Recorded information:

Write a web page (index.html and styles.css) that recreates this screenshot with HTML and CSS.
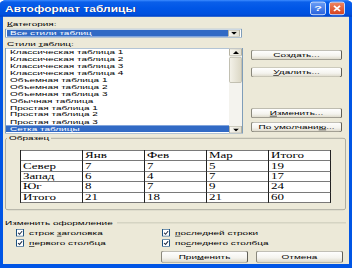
FILE: index.html
```html
<!DOCTYPE html>
<html lang="ru">

<head>
    <meta charset="UTF-8">
    <meta name="viewport" content="width=device-width, initial-scale=1.0">
    <title>Автоформат таблицы</title>
    <link rel="stylesheet" href="styles.css">
</head>

<body>
    <div class="stage">
    <div class="window">
        <div class="titlebar">
            <span class="title">Автоформат таблицы</span>
            <div class="caption_btns">
                <span class="cap_btn help">?</span>
                <span class="cap_btn close">
                    <svg viewBox="0 0 10 10" preserveAspectRatio="none">
                        <path d="M2 2L8 8M8 2L2 8" stroke="#fff" stroke-width="1.8" fill="none" />
                    </svg>
                </span>
            </div>
        </div>

        <div class="client">
            <div class="label cat"><u>К</u>атегория:</div>
            <div class="combo">
                <span class="combo_value">Все стили таблиц</span>
                <span class="drop">
                    <svg viewBox="0 0 7 4" preserveAspectRatio="none">
                        <polygon points="0,0 7,0 3.5,4" fill="#000" />
                    </svg>
                </span>
            </div>

            <div class="label styles">Стили <u>т</u>аблиц:</div>
            <div class="styles_row">
                <div class="listbox">
                    <ul class="items">
                        <li>Классическая таблица 1</li>
                        <li>Классическая таблица 2</li>
                        <li>Классическая таблица 3</li>
                        <li>Классическая таблица 4</li>
                        <li>Объемная таблица 1</li>
                        <li>Объемная таблица 2</li>
                        <li>Объемная таблица 3</li>
                        <li>Обычная таблица</li>
                        <li>Простая таблица 1</li>
                        <li>Простая таблица 2</li>
                        <li>Простая таблица 3</li>
                        <li class="sel">Сетка таблицы</li>
                    </ul>
                    <div class="scrollbar">
                        <span class="sb_btn">
                            <svg viewBox="0 0 7 4" preserveAspectRatio="none">
                                <polygon points="0,4 7,4 3.5,0" fill="#000" />
                            </svg>
                        </span>
                        <span class="sb_thumb"></span>
                        <span class="sb_btn down">
                            <svg viewBox="0 0 7 4" preserveAspectRatio="none">
                                <polygon points="0,0 7,0 3.5,4" fill="#000" />
                            </svg>
                        </span>
                    </div>
                </div>
                <div class="side_btns">
                    <button class="btn">Создать...</button>
                    <button class="btn delete"><u>У</u>далить...</button>
                    <button class="btn edit"><u>И</u>зменить...</button>
                    <button class="btn default">По умолчани<u>ю</u>...</button>
                </div>
            </div>

            <fieldset class="sample">
                <legend>Образец</legend>
                <table>
                    <tr>
                        <td></td>
                        <td>Янв</td>
                        <td>Фев</td>
                        <td>Мар</td>
                        <td>Итого</td>
                    </tr>
                    <tr>
                        <td>Север</td>
                        <td>7</td>
                        <td>7</td>
                        <td>5</td>
                        <td>19</td>
                    </tr>
                    <tr>
                        <td>Запад</td>
                        <td>6</td>
                        <td>4</td>
                        <td>7</td>
                        <td>17</td>
                    </tr>
                    <tr>
                        <td>Юг</td>
                        <td>8</td>
                        <td>7</td>
                        <td>9</td>
                        <td>24</td>
                    </tr>
                    <tr>
                        <td>Итого</td>
                        <td>21</td>
                        <td>18</td>
                        <td>21</td>
                        <td>60</td>
                    </tr>
                </table>
            </fieldset>

            <div class="format_head">
                <span>Изменить оформление</span>
                <span class="rule"></span>
            </div>
            <div class="checks">
                <label class="check"><span class="box"><svg viewBox="0 0 8 12" preserveAspectRatio="none"><path d="M1.5 6L3.4 9L6.8 2.5" stroke="#1d2b44" stroke-width="1.5" fill="none" /></svg></span><span>строк <u>з</u>аголовка</span></label>
                <label class="check"><span class="box"><svg viewBox="0 0 8 12" preserveAspectRatio="none"><path d="M1.5 6L3.4 9L6.8 2.5" stroke="#1d2b44" stroke-width="1.5" fill="none" /></svg></span><span><u>п</u>оследней строки</span></label>
                <label class="check"><span class="box"><svg viewBox="0 0 8 12" preserveAspectRatio="none"><path d="M1.5 6L3.4 9L6.8 2.5" stroke="#1d2b44" stroke-width="1.5" fill="none" /></svg></span><span><u>п</u>ервого столбца</span></label>
                <label class="check"><span class="box"><svg viewBox="0 0 8 12" preserveAspectRatio="none"><path d="M1.5 6L3.4 9L6.8 2.5" stroke="#1d2b44" stroke-width="1.5" fill="none" /></svg></span><span>по<u>с</u>леднего столбца</span></label>
            </div>

            <div class="actions">
                <button class="btn">При<u>м</u>енить</button>
                <button class="btn">Отмена</button>
            </div>
        </div>
    </div>
    </div>
</body>

</html>
```

FILE: styles.css
```css
* {
    box-sizing: border-box;
}

html {
    overflow: hidden;
}

body {
    margin: 0;
    width: 352px;
    height: 268px;
    overflow: hidden;
    background: #fff;
    font-family: "Liberation Sans", Arial, sans-serif;
    font-size: 10px;
    color: #000;
}

.stage {
    width: 352px;
    height: 268px;
    overflow: hidden;
}

/* the dialog is squeezed vertically, like the screenshot */
.window {
    width: 352px;
    height: 447px;
    transform: scaleY(0.6);
    transform-origin: 0 0;
    background: #0055e5;
    border-radius: 7px 7px 0 0;
    display: flex;
    flex-direction: column;
}

.titlebar {
    height: 28px;
    flex: none;
    display: flex;
    align-items: center;
    padding: 0 7px 0 5px;
    border-radius: 7px 7px 0 0;
    background: linear-gradient(#3d8cff 0%, #0a5fea 12%, #0056e6 50%, #0050de 85%, #0040c4 100%);
}

.title {
    flex: 1;
    color: #fff;
    font-weight: bold;
    font-size: 12px;
    line-height: 14px;
    transform: scaleY(1.3);
    transform-origin: 0 50%;
    text-shadow: 1px 1px #0a2a80;
}

.caption_btns {
    display: flex;
    gap: 3px;
}

.cap_btn {
    width: 16px;
    height: 22px;
    border: 1px solid #fff;
    border-width: 1.7px 1px;
    border-radius: 3px;
    display: flex;
    align-items: center;
    justify-content: center;
}

.help {
    background: linear-gradient(#6a9ef7, #2a63dd);
    color: #fff;
    font-weight: bold;
    font-size: 13px;
}

.close {
    background: linear-gradient(#f08660, #d6421e);
}

.close svg {
    width: 10px;
    height: 14px;
}

.client {
    flex: 1;
    margin: 0 3px 7px;
    padding: 0 0 0 2px;
    background: #ece9d8;
    display: flex;
    flex-direction: column;
}

.label {
    line-height: 14px;
    margin-left: 2px;
}

.cat {
    margin-top: 5px;
}

.styles {
    margin-top: 3px;
}

.combo {
    width: 237px;
    height: 15px;
    margin-top: 1px;
    border: 1px solid #7f9db9;
    border-width: 1.7px 1px;
    padding: 1px;
    background: #fff;
    display: flex;
}

.combo_value {
    flex: 1;
    background: #316ac5;
    color: #fff;
    padding-left: 3px;
    line-height: 9.6px;
}

.drop,
.sb_btn {
    width: 12px;
    background: linear-gradient(90deg, #f7f6f1, #e3e0d2);
    border: 1px solid #b5b2a2;
    border-width: 1.7px 1px;
    display: flex;
    align-items: center;
    justify-content: center;
}

.drop svg,
.sb_btn svg {
    width: 6px;
    height: 5px;
}

.styles_row {
    display: flex;
    gap: 8px;
}

.listbox {
    width: 238px;
    height: 143px;
    border: 1px solid #7f9db9;
    border-width: 1.7px 1px;
    background: #fff;
    display: flex;
}

.items {
    list-style: none;
    margin: 0;
    padding: 0;
    flex: 1;
}

.items li {
    height: 11.6px;
    line-height: 11.6px;
    padding-left: 4px;
    white-space: nowrap;
}

.items li.sel {
    background: #316ac5;
    color: #fff;
}

.scrollbar {
    width: 13px;
    display: flex;
    flex-direction: column;
    background: #f4f3ee;
}

.sb_btn {
    width: 13px;
    height: 12px;
}

.sb_btn.down {
    margin-top: auto;
}

.sb_thumb {
    height: 43px;
    margin-top: 2px;
    background: linear-gradient(90deg, #f3f1e8, #dcd8c6);
    border: 1px solid #b5b2a2;
    border-width: 1.7px 1px;
    border-radius: 2px;
}

.side_btns {
    width: 91px;
    padding-top: 3px;
    display: flex;
    flex-direction: column;
}

.btn {
    height: 17px;
    padding: 0;
    font-family: inherit;
    font-size: 10px;
    color: #000;
    border: 1px solid #8a887c;
    border-width: 1.7px 1px;
    border-right-color: #5e5d55;
    border-bottom-color: #5e5d55;
    border-radius: 3px;
    background: linear-gradient(#ffffff, #f4f3ee 60%, #dcd8c8);
}

.delete {
    margin-top: 12px;
}

.edit {
    margin-top: 51px;
}

.default {
    margin-top: 6px;
}

.sample {
    margin: 0 3px 0 0;
    padding: 13px 0 11px;
    min-width: 0;
    border: 1px solid #9d9d93;
    border-width: 1.7px 1px;
    border-radius: 3px;
}

.sample legend {
    padding: 0 2px;
    margin-left: 1px;
    line-height: 14px;
}

.sample table {
    margin-left: 14px;
    width: 311px;
    border-collapse: collapse;
    background: #fff;
    font-family: "Liberation Serif", "Times New Roman", serif;
    font-size: 13px;
}

.sample td {
    width: 20%;
    height: 17.4px;
    padding: 0 2px;
    line-height: 14px;
    border: 1px solid #222;
    border-width: 1.7px 1px;
}

.format_head {
    display: flex;
    align-items: center;
    margin-top: 15px;
    line-height: 14px;
}

.format_head .rule {
    flex: 1;
    margin: 0 3px 0 4px;
    border-top: 1.7px solid #b5b3a5;
}

.checks {
    display: grid;
    grid-template-columns: 146px 1fr;
    padding-left: 11px;
    margin-top: 1px;
}

.check {
    height: 17px;
    display: flex;
    align-items: center;
    gap: 5px;
}

.box {
    width: 8px;
    height: 12px;
    border: 1px solid #1c5180;
    border-width: 1.7px 1px;
    background: #fff;
    display: flex;
}

.box svg {
    width: 100%;
    height: 100%;
}

.actions {
    display: flex;
    justify-content: flex-end;
    gap: 8px;
    margin: 4px 6px 0 0;
}

.actions .btn {
    width: 87px;
    height: 20px;
}
```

Your objective: Write out every line of the preceding listing that contains "screenshot".

Exercise response:
Write a web page (index.html and styles.css) that recreates this screenshot with HTML and CSS.
/* the dialog is squeezed vertically, like the screenshot */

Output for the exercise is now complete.